## begin

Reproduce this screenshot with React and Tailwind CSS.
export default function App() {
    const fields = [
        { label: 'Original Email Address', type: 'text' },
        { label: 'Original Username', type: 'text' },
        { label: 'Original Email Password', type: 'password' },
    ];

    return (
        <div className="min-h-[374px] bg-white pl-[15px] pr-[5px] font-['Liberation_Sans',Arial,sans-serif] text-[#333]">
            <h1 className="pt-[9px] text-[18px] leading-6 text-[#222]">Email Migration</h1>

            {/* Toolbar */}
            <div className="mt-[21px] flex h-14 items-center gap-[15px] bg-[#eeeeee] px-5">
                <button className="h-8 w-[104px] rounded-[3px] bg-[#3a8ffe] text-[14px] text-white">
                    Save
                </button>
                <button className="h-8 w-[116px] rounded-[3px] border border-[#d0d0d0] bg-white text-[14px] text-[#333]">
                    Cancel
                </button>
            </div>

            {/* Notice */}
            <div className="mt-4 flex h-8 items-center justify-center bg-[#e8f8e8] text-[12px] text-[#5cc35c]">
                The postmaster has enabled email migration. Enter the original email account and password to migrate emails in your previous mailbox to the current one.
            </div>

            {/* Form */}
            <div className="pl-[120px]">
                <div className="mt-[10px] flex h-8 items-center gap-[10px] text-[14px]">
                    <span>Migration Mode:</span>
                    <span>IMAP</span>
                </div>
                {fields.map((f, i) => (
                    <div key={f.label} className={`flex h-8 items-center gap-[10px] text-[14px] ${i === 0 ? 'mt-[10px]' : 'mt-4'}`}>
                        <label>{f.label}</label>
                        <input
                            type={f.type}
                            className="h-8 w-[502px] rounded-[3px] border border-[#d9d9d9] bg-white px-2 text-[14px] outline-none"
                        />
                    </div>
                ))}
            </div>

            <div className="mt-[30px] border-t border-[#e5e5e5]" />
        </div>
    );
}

## end
## begin

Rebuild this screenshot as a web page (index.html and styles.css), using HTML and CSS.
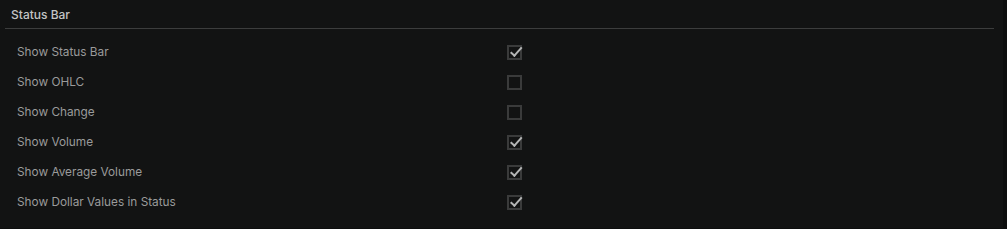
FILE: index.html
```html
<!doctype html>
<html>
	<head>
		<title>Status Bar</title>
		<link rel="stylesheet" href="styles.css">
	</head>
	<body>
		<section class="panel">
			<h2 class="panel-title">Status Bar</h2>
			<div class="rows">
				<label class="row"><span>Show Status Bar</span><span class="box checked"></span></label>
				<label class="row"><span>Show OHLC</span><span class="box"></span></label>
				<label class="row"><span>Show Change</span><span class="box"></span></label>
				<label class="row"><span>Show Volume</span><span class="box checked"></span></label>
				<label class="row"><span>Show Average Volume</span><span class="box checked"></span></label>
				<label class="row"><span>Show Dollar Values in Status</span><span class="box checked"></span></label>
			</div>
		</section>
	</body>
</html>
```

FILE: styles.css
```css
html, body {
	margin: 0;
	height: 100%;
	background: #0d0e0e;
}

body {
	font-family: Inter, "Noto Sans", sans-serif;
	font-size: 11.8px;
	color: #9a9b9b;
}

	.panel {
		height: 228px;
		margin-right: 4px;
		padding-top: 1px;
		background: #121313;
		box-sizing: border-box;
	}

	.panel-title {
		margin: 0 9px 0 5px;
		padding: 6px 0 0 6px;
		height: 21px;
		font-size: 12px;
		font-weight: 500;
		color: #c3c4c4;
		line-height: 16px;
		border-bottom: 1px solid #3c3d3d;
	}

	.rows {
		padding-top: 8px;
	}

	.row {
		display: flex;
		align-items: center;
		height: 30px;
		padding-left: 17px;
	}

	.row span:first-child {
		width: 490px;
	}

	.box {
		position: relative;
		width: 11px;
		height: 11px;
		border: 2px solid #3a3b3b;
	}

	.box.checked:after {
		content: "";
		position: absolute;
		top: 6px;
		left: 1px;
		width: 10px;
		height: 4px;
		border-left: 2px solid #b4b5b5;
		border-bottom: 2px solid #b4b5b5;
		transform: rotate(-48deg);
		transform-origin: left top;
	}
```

## end
## begin

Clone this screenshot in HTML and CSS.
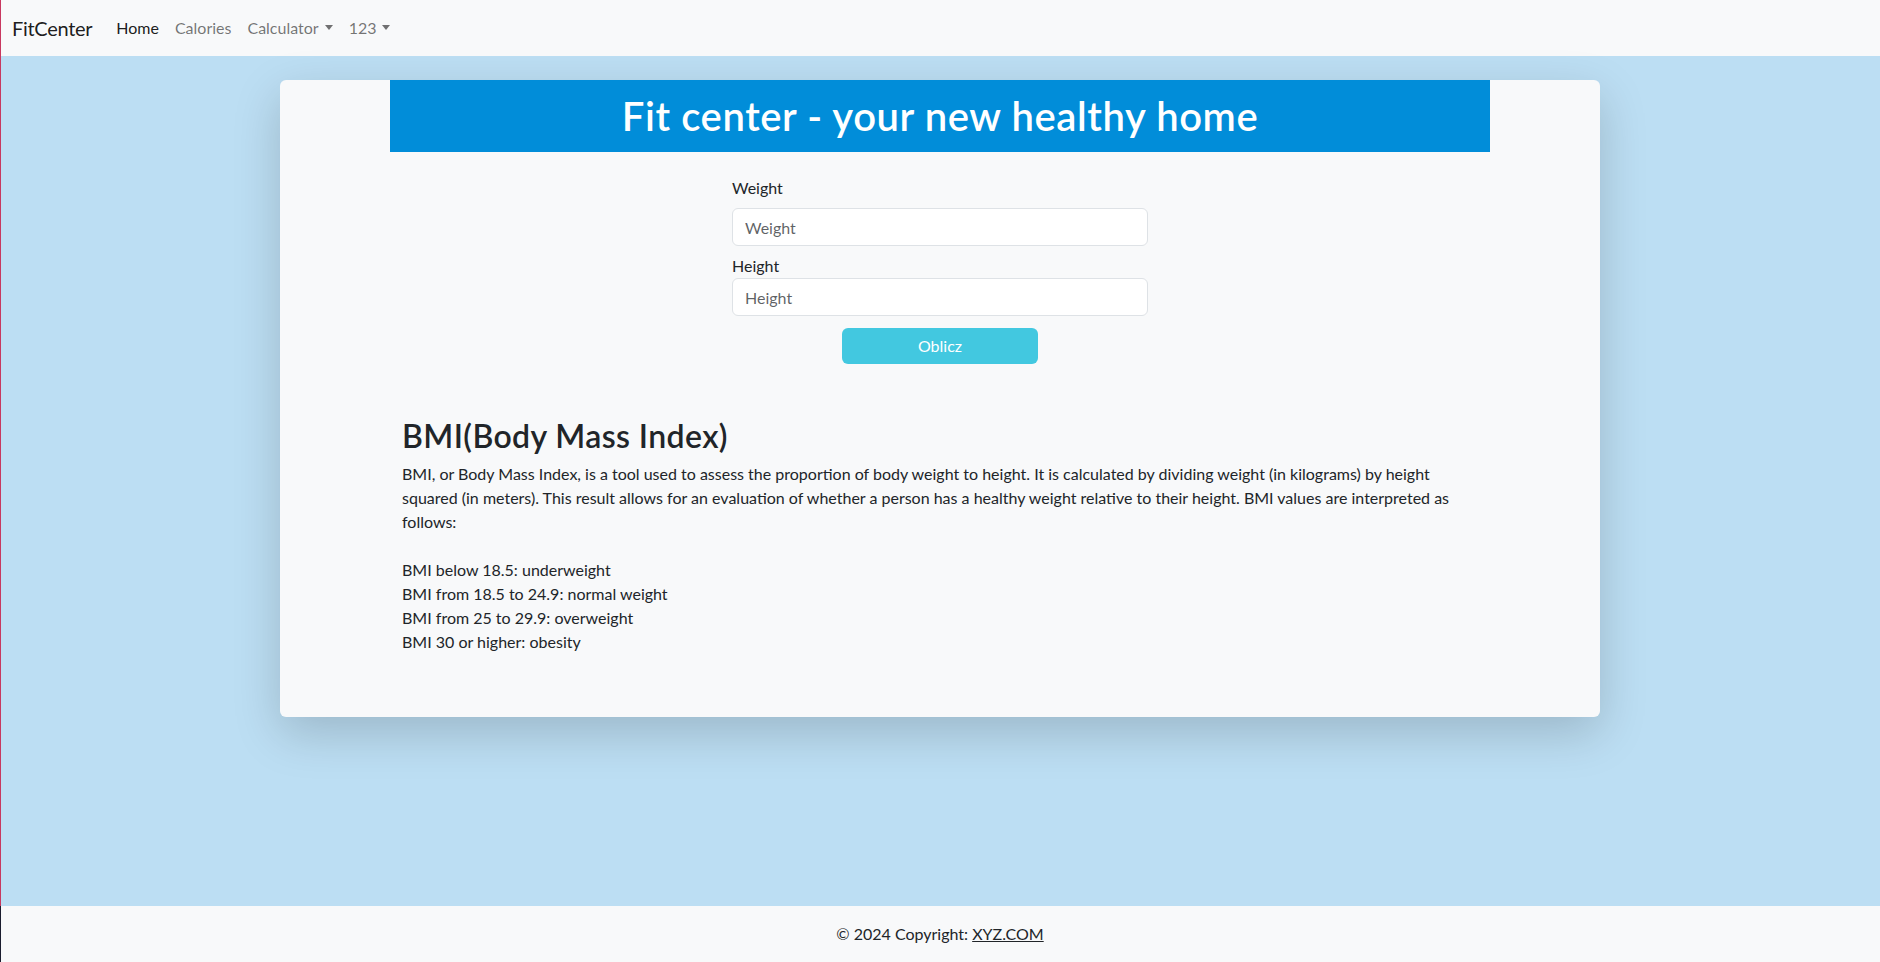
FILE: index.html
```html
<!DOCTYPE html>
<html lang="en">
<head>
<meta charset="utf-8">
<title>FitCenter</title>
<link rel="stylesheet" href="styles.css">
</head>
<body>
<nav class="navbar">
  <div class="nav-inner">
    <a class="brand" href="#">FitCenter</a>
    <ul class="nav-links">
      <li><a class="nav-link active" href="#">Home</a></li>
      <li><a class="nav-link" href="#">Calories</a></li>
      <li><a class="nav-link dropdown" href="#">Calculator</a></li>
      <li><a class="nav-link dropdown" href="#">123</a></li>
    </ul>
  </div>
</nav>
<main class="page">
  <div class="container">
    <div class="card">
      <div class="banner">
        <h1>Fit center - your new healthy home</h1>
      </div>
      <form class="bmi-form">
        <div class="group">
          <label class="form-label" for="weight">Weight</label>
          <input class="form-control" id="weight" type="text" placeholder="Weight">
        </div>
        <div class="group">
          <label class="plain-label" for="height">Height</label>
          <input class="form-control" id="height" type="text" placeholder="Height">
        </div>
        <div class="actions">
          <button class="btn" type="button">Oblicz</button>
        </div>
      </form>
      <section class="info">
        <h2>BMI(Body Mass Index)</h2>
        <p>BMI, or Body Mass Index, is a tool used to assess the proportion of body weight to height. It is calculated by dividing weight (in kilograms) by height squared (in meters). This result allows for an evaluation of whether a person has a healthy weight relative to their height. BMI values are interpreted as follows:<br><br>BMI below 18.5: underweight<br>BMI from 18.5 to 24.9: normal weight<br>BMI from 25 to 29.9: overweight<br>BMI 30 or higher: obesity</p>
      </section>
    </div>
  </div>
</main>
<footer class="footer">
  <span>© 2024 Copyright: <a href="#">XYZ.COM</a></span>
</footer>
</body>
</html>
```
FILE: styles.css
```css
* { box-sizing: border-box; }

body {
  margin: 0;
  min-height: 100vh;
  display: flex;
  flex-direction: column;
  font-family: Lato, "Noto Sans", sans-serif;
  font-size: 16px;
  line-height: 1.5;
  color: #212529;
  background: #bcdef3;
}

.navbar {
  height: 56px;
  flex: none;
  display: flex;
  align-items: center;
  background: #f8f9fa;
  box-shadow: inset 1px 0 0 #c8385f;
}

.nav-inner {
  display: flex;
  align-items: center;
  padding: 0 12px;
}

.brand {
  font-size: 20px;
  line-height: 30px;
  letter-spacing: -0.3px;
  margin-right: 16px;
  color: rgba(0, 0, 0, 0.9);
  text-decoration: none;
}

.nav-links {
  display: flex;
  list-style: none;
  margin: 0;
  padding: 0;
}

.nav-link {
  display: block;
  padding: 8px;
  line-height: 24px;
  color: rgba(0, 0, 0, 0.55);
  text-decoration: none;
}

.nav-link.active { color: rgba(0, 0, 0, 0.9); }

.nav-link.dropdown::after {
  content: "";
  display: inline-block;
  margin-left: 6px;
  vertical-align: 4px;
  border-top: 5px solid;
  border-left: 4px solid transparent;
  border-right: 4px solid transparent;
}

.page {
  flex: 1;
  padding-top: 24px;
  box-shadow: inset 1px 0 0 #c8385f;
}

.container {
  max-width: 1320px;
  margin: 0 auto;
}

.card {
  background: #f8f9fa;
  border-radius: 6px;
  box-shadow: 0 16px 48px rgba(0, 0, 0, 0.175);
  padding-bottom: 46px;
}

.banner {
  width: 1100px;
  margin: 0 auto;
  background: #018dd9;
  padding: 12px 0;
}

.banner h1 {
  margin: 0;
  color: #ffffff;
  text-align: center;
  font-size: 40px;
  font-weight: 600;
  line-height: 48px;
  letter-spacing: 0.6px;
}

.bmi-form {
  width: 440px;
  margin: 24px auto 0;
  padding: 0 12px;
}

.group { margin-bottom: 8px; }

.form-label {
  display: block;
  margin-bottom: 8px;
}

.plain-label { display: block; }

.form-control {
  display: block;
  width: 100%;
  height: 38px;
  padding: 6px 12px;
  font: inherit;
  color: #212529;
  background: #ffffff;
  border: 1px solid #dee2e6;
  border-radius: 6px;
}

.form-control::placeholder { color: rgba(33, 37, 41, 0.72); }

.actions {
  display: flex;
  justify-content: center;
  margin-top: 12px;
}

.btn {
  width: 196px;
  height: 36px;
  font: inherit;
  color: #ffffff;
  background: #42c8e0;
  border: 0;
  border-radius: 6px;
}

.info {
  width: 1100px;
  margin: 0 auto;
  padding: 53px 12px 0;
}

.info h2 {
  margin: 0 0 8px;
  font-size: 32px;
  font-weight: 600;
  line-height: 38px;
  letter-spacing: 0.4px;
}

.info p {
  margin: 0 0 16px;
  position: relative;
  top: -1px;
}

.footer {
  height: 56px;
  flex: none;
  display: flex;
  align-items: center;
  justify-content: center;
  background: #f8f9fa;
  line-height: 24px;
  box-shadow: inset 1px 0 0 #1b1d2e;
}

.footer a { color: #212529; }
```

## end

* **Written task**: Scan the material and collect every line that contains "page".

* **Task response**:
Rebuild this screenshot as a web page (index.html and styles.css), using HTML and CSS.
<main class="page">
.page {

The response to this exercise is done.